The important thing to note is that this whole process started from one single deposit of $5,000, and it will keep going, like a ripple effect through the economy. Money is made when banks loan out excess reserves. In addition, the money that banks loan out is used to invest into projects that increase economic growth. And who wouldn't be pleased to hear that as a result of the transactions we talked about, ten Wall Street bankers will get new business cards, the town of Ceelo will be graced with the presence of ninety new guinea pigs and everyone in the town of Ceelo will have the ability to enjoy Vinny's Italian sausages. While it is true that nobody, including Vinny, will tell you how the sausage really gets made, now you know how money is made.

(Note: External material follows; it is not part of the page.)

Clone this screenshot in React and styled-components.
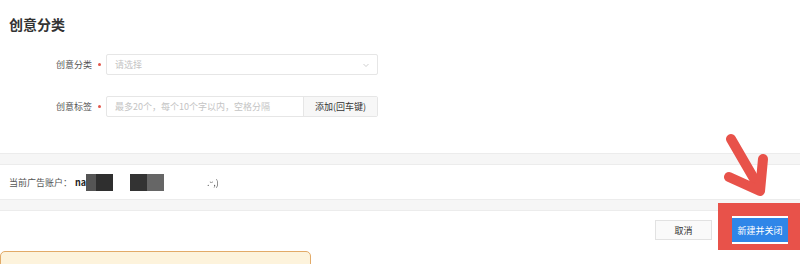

Let's review. Banks serve an important purpose by connecting savers who want to earn a return on their money with borrowers who are willing to pay a price for the use of that money.
The fractional reserve banking system is a system in which banks hold a small fraction of their deposits in a reserve and loan out the rest of their deposits to borrowers. It was designed to ensure that while they are loaning out money, they have enough reserves on hand to cover any withdrawals that consumers want to make from their accounts.
When someone deposits money into an account at the bank, the bank does two things with it. Firstly, they set aside a fraction of it as a required reserve. Secondly, they loan out all the rest of it to borrowers.
Every time banks loan out the excess reserves, new money is created. A single deposit into the banking system can lead to a series of loans and deposits and turn a small amount of money into a large one.
As soon as you're done with this lesson, you should be ready to explain how the fractional reserve banking system works and discuss how money is made from a single bank deposit.